Morning, June 7th, 2025

“Ye that love the LORD, hate evil: he preserveth the souls of his saints; he delivereth them out of the hand of the wicked.”— Psalm 97:10

Thou hast good reason to “hate evil,” for only consider what harm it has already wrought thee.

Oh, what a world of mischief sin has brought into thy heart! Sin blinded thee so that thou couldst not see the beauty of the Saviour; it made thee deaf so that thou couldst not hear the Redeemer’s tender invitations.

Sin turned thy feet into the way of death, and poured poison into the very fountain of thy being; it tainted thy heart, and made it “deceitful above all things, and desperately wicked.” Oh, what a creature thou wast when evil had done its utmost with thee, before divine grace interposed!

Thou wast an heir of wrath even as others; thou didst “run with the multitude to do evil.” Such were all of us; but Paul reminds us, “but ye are washed, but ye are sanctified, but ye are justified in the name of the Lord Jesus, and by the Spirit of our God.”

We have good reason, indeed, for hating evil when we look back and trace its deadly workings. Such mischief did evil do us, that our souls would have been lost had not omnipotent love interfered to redeem us.

Even now it is an active enemy, ever watching to do us hurt, and to drag us to perdition. Therefore “hate evil,” O Christians, unless you desire trouble.

If you would strew your path with thorns, and plant nettles in your death-pillow, then neglect to “hate evil:” but if you would live a happy life, and die a peaceful death, then walk in all the ways of holiness, hating evil, even unto the end.

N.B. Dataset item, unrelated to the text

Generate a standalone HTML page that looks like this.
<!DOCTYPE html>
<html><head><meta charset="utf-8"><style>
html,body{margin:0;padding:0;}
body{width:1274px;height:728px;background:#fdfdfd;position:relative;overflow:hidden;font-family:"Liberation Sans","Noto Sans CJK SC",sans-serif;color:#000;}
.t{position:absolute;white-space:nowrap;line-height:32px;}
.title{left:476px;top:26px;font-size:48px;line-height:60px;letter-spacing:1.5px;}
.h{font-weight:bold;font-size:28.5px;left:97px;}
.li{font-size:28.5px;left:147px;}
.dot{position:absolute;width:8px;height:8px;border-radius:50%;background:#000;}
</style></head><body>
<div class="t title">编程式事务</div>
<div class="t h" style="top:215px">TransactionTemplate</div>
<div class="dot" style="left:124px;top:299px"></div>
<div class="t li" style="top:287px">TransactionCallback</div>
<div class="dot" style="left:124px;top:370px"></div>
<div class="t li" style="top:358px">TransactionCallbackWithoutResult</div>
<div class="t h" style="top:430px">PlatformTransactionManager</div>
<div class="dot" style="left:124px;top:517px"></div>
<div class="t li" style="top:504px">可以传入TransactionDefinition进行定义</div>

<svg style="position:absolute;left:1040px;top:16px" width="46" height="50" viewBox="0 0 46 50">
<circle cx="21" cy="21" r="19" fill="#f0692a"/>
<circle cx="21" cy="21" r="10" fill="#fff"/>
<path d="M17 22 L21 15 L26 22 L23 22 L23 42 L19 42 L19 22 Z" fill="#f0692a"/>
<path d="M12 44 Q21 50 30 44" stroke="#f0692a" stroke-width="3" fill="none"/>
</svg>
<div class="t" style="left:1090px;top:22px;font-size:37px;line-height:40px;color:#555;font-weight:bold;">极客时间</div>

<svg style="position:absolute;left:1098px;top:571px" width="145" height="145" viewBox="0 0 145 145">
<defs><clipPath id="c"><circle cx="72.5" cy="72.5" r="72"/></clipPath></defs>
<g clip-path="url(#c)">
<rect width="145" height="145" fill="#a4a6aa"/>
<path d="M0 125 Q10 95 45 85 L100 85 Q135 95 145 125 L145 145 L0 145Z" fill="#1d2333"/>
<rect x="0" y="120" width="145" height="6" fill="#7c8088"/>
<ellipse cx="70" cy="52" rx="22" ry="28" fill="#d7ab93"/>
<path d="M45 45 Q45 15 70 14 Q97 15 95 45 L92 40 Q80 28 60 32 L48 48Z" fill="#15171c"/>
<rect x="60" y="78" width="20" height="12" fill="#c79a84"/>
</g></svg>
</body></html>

If you truly love your Saviour, and would honour him, then “hate evil.” We know of no cure for the love of evil in a Christian like abundant intercourse with the Lord Jesus.

Dwell much with him, and it is impossible for you to be at peace with sin.

     “Order my footsteps by thy Word,
       And make my heart sincere;
     Let sin have no dominion, Lord,
       But keep my conscience clear.”